Here’s the fundamental difference: Financial accounting is for outsiders (tax authorities, investors, banks). Management accounting is for insiders—you, your leadership team, your board. It’s confidential, strategic, and focused entirely on improving business performance.
Management accounting includes multiple disciplines: cost analysis, budgeting, variance analysis, product costing, profitability analysis, and strategic planning. Together, they form a decision-support system for your business.
Cost Analysis: Understanding What You Really Spend
Before you can optimize costs, you must understand them. Most businesses have a vague idea: “We spend roughly X on manufacturing.” But vague knowledge leads to poor decisions.
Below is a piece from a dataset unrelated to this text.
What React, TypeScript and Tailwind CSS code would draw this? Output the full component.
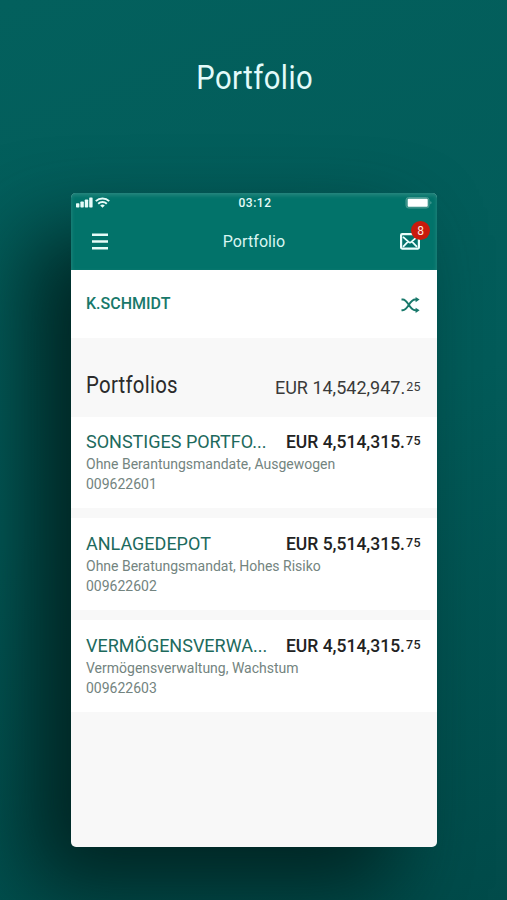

Cost analysis under management accounting breaks costs into categories: fixed costs (don’t change with volume), variable costs (change with volume), and mixed costs (have both fixed and variable components).
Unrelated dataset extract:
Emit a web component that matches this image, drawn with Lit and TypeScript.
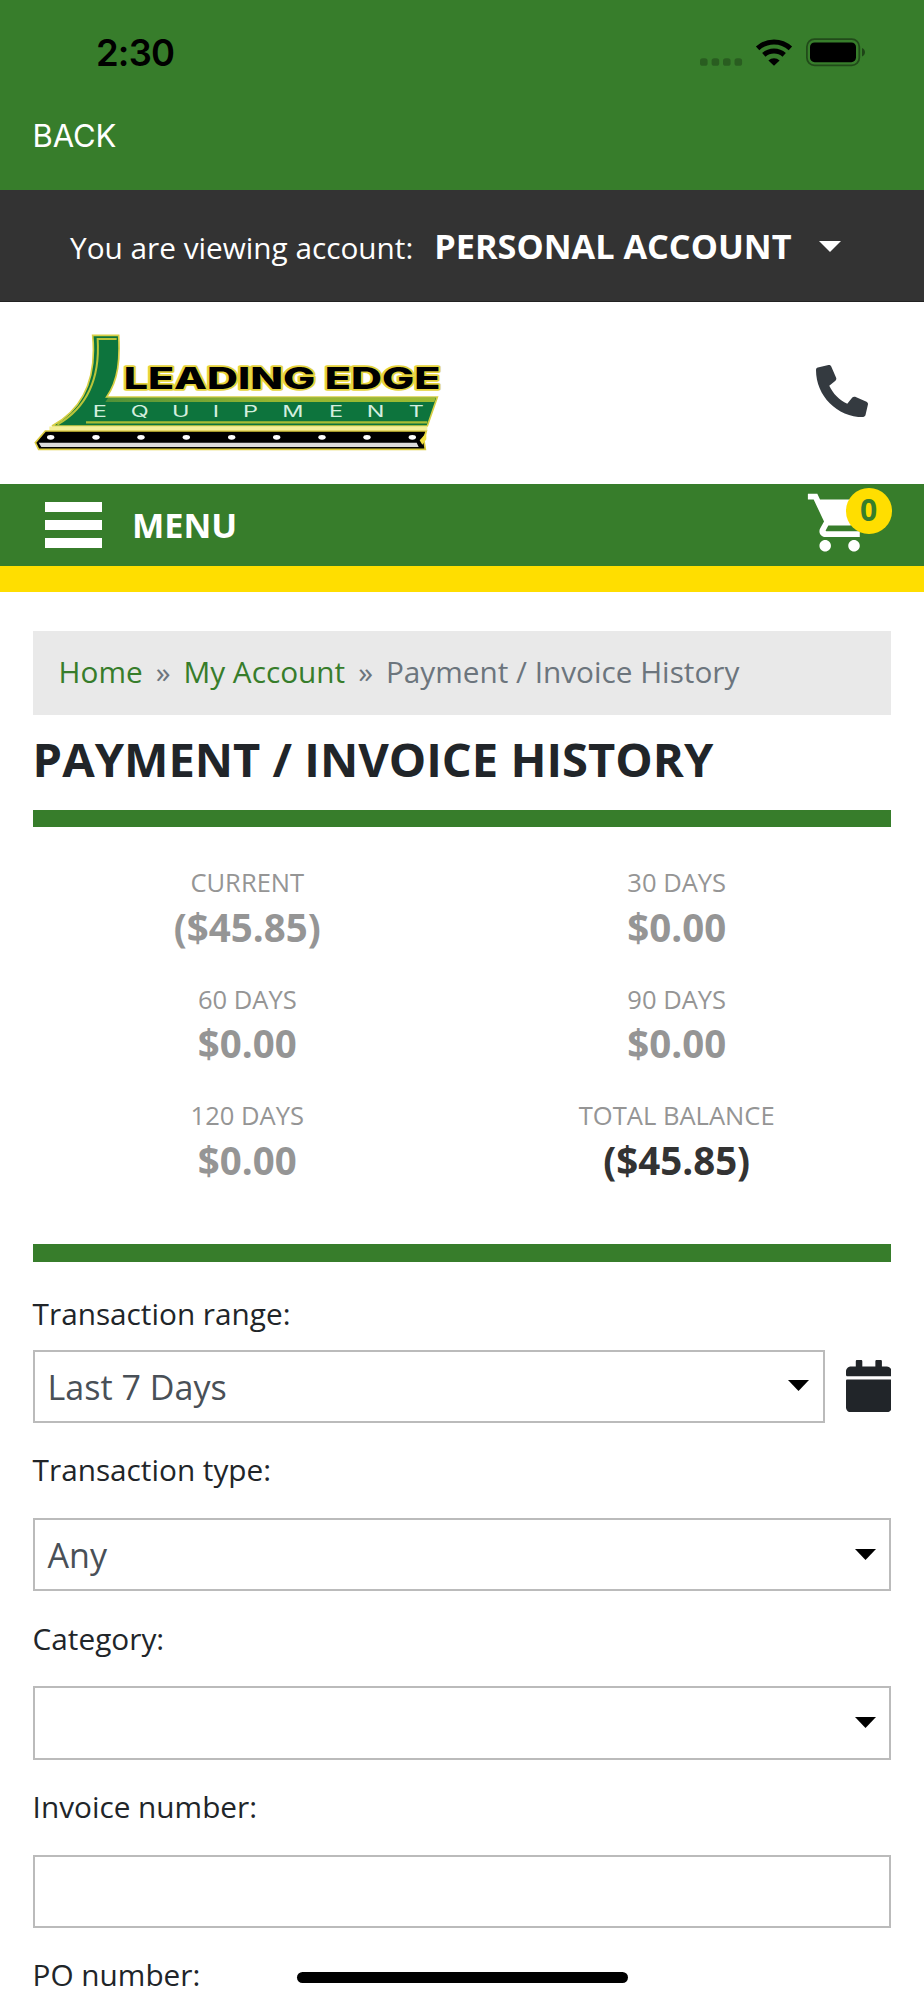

Why does this matter? Consider a manufacturing business where rent is ₹10 lakh monthly (fixed), materials cost ₹500 per unit (variable), and labor is ₹5 lakh monthly (mostly fixed). At current production of 1,000 units, cost per unit is ₹15.5 thousand. But if you increase production to 1,500 units, your cost per unit drops to ₹13.2 thousand—because fixed costs spread across more units.
This insight drives strategy. If you understand cost structure, you can:
- Negotiate better pricing with suppliers (you know the impact)
- Decide whether to add shifts or outsource
- Price products competitively while protecting margins
- Identify when volume increases improve profitability
Traditional financial accounting doesn’t capture this nuance. Management accounting does. It’s the difference between guessing and knowing.
Activity-Based Costing: Accurate Product Profitability
Many businesses assume all products are equally profitable. They’re not. But you won’t know without management accounting analysis.
Activity-based costing (ABC) allocates costs based on actual resource usage. Instead of assuming product A and product B consume resources equally, ABC tracks how much time, materials, and support each product actually requires.
Example: A business produces standard and premium products. Both have similar material costs, but ABC reveals the premium version requires custom handling, quality checks, and specialized packaging—40% higher actual cost, shrinking profit margin.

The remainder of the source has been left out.